Bernie Sanders, who has worked as a preschool teacher, supports increasing the federal minimum wage to $15 an hour over four years. He introduced a bill in the Senate in July to that effect. Martin O’Malley, former governor of Maryland, also supports raising the minimum wage to $15 an hour.
The trouble is, unless living wages for childcare workers gets coupled with calls for affordable childcare, we won’t actually make progress towards a more equitable situation.
A formula for fairness
Vivien Labaton, one of the founders of Make it Work, outlines the recent history of policy efforts to make childcare affordable in a November 9 article for Politico. Following up on the Murray/Congressional Progressive Caucus resolution, Make it Work introduced a child care proposal that would do exactly what the congressional resolution calls for:
Put high-quality child care within reach for working families. It would guarantee child care assistance to middle- and low-income families with children aged 12 or younger, ensuring that child care constitutes no more than 10 percent of a household’s pay. Importantly, this proposal also compensates child care providers in a way that is more commensurate with their responsibilities by setting a wage of at least $15 an hour.
According to Labaton, a majority of voters want “a national solution to affordable child care”—a poll conducted by Make it Work last January found that over 74% of voters supported federal investment in affordable child care.
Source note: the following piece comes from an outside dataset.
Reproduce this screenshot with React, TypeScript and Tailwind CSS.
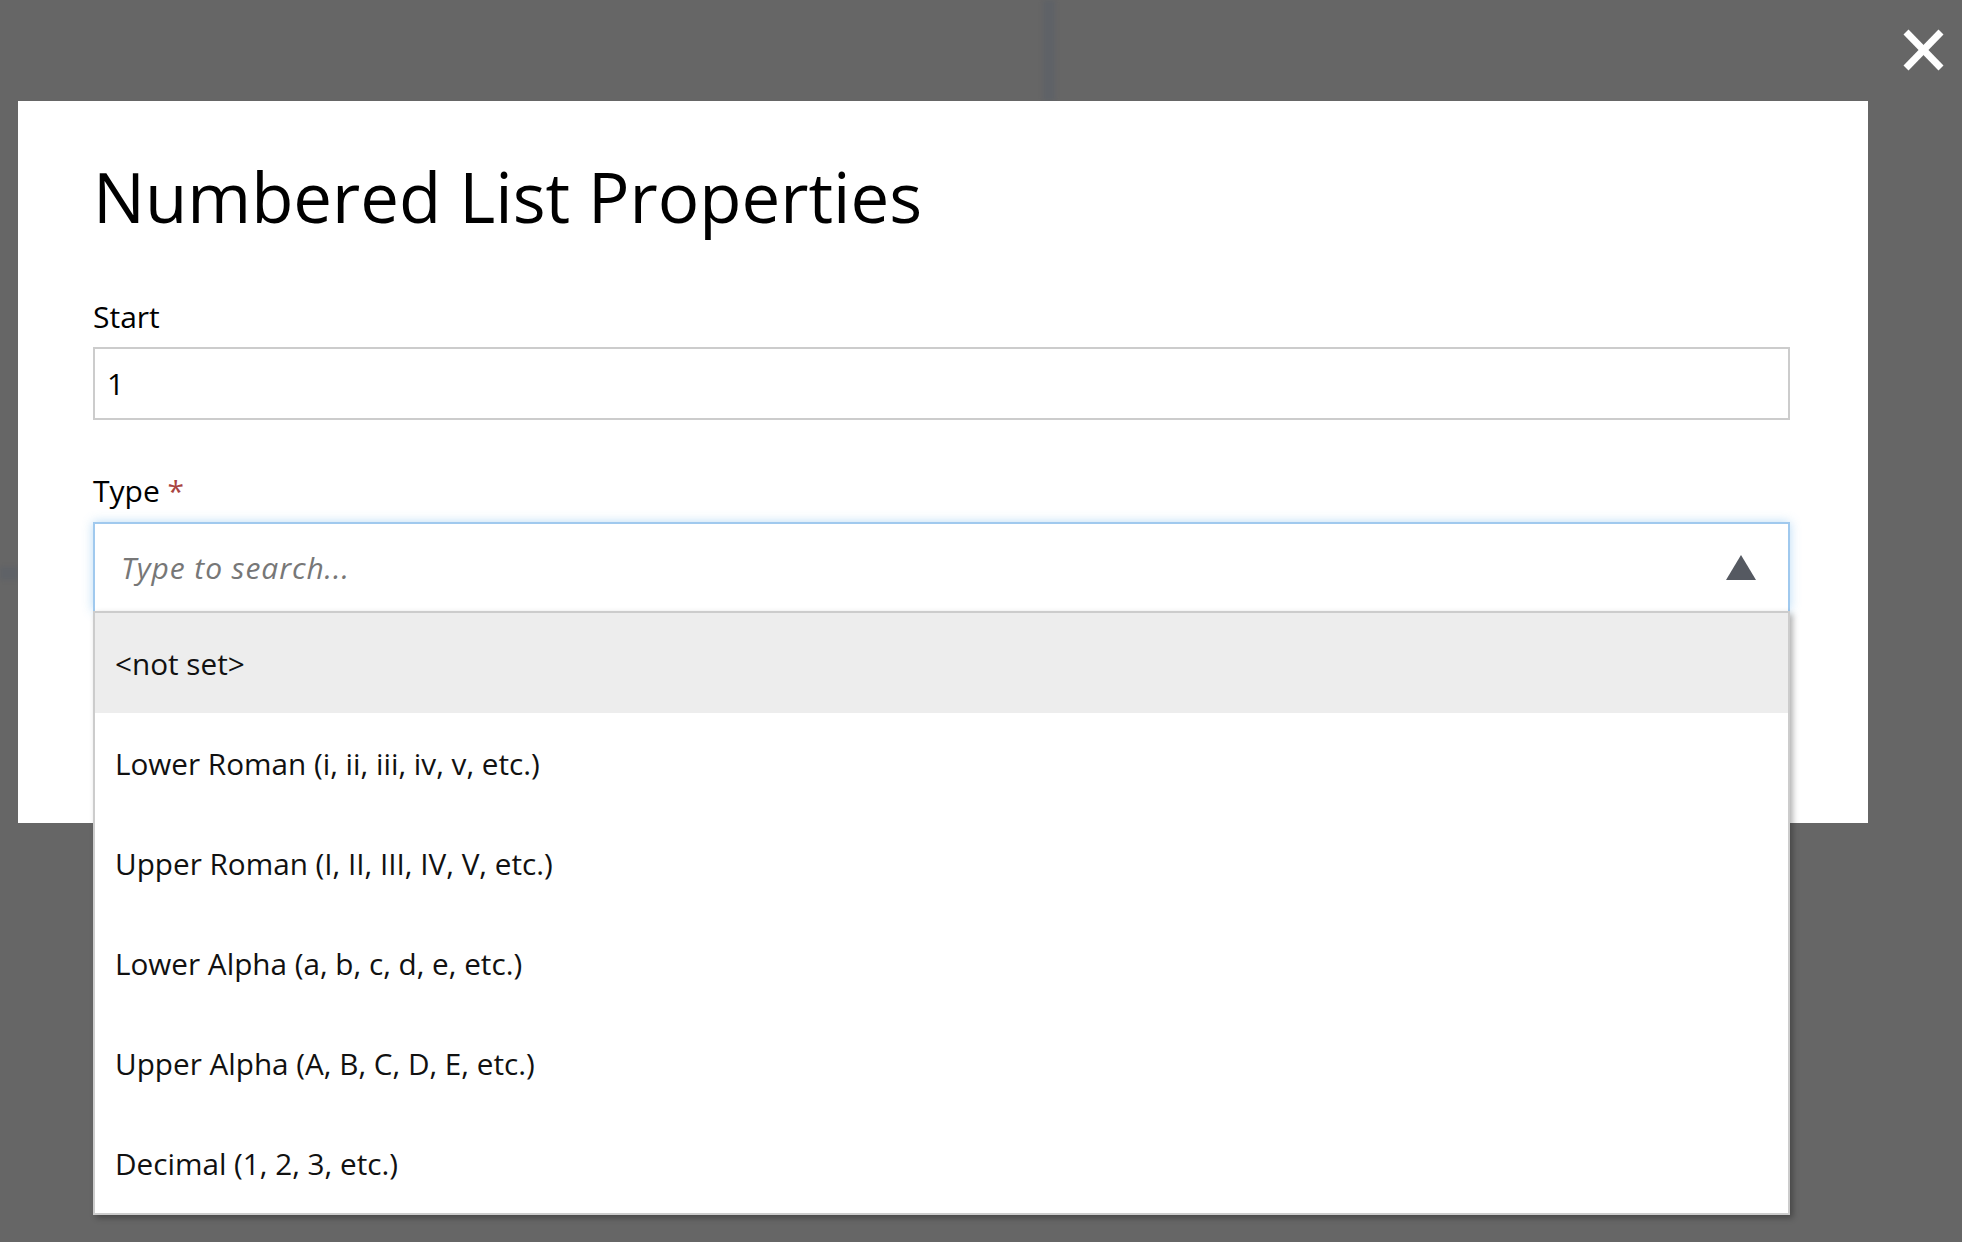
import React from "react";

const items = [
  "<not set>",
  "Lower Roman (i, ii, iii, iv, v, etc.)",
  "Upper Roman (I, II, III, IV, V, etc.)",
  "Lower Alpha (a, b, c, d, e, etc.)",
  "Upper Alpha (A, B, C, D, E, etc.)",
  "Decimal (1, 2, 3, etc.)",
];

export default function App() {
  return (
    <div
      className="relative h-[1242px] w-[1962px] overflow-hidden bg-[#666666] text-black"
      style={{ fontFamily: '"Open Sans", "Noto Sans", sans-serif' }}
    >
      {/* faint page content seen through the overlay */}
      <div className="absolute left-[1043px] top-0 h-[101px] w-[12px] bg-[#5f6267] blur-[2px]" />
      <div className="absolute left-0 top-[567px] h-[13px] w-[18px] bg-[#5f6267] blur-[2px]" />

      {/* close button */}
      <button className="absolute left-[1903px] top-[29px] h-[42px] w-[41px]" aria-label="Close">
        <svg viewBox="0 0 41 42" width="41" height="42">
          <line x1="3" y1="3" x2="38" y2="39" stroke="#ffffff" strokeWidth="7" />
          <line x1="38" y1="3" x2="3" y2="39" stroke="#ffffff" strokeWidth="7" />
        </svg>
      </button>

      <div className="pl-[18px] pt-[101px]">
        <div className="relative h-[722px] w-[1850px] bg-white pl-[75px] pr-[78px] pt-[61px]">
          <h1 className="text-[69px] font-normal leading-none">Numbered List Properties</h1>

          <label className="mt-[71px] block text-[30px] leading-none">Start</label>
          <div className="mt-[15px] flex h-[73px] items-center border-2 border-[#cccccc] pl-[12px] text-[30px] leading-none">
            1
          </div>

          <label className="mt-[56px] block text-[30px] leading-none">
            Type <span className="text-[#a94442]">*</span>
          </label>

          <div className="relative mt-[16px]">
            <div className="flex h-[89px] items-center justify-between border-2 border-b-0 border-[#a0c9ee] pl-[26px] pr-[32px] shadow-[0_0_10px_rgba(102,175,233,0.45)]">
              <span className="pt-[1px] text-[30px] italic leading-none tracking-[0.9px] text-[#777777]">
                Type to search...
              </span>
              <svg width="30" height="25" viewBox="0 0 30 25">
                <polygon points="15,0 30,25 0,25" fill="#555961" />
              </svg>
            </div>
            <div className="absolute left-0 right-0 top-full z-10 border-2 border-[#cccccc] bg-white shadow-[3px_3px_6px_rgba(0,0,0,0.3)]">
              {items.map((t, i) => (
                <div
                  key={t}
                  className={
                    "flex h-[100px] items-center pl-[20px] pt-[2px] text-[29.7px] leading-none text-[#111111] " +
                    (i === 0 ? "bg-[#ededed]" : "bg-white")
                  }
                >
                  {t}
                </div>
              ))}
            </div>
          </div>
        </div>
      </div>
    </div>
  );
}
Why? Because quality child care eventually pays for itself, in the form of improvements in child health, development, and learning.
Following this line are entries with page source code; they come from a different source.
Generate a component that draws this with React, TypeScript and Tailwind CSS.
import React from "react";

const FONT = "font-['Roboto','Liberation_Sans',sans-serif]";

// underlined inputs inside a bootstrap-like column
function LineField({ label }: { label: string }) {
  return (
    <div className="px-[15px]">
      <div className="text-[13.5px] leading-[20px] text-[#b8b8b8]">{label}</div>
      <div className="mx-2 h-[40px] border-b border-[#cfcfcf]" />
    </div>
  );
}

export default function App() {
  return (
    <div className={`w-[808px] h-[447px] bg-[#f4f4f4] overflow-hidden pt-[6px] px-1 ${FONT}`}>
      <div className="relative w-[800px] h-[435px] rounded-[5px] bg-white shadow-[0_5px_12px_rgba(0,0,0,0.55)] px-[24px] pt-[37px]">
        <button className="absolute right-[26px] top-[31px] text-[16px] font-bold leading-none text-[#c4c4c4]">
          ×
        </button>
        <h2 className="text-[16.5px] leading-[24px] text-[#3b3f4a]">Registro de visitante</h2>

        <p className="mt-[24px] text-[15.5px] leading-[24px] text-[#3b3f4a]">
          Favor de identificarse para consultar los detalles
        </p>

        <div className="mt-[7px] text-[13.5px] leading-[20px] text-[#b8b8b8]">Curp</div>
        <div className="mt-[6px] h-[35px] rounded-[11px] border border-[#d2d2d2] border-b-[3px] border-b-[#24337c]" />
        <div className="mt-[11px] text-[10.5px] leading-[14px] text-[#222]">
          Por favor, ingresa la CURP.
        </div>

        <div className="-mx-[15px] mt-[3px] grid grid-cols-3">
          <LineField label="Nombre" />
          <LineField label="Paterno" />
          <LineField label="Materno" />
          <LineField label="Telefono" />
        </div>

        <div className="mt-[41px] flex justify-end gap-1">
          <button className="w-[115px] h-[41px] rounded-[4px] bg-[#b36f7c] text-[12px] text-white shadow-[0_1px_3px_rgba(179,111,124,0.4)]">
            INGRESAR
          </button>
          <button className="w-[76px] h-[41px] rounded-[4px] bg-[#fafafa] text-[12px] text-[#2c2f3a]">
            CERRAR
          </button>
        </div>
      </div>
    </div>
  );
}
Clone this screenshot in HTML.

As the presidential debates drag on or heat up, depending on your perspectives, and as state and local campaigns begin to start moving, keep your eye on these two key issues: do candidates support high quality, affordable child care? And do they also support a living wage for child care workers? Quality childcare isn’t sustainable without fair wages for childcare workers, and a more equitable society isn’t possible without quality childcare.
Emily Lardner lives and works in Olympia, Washington.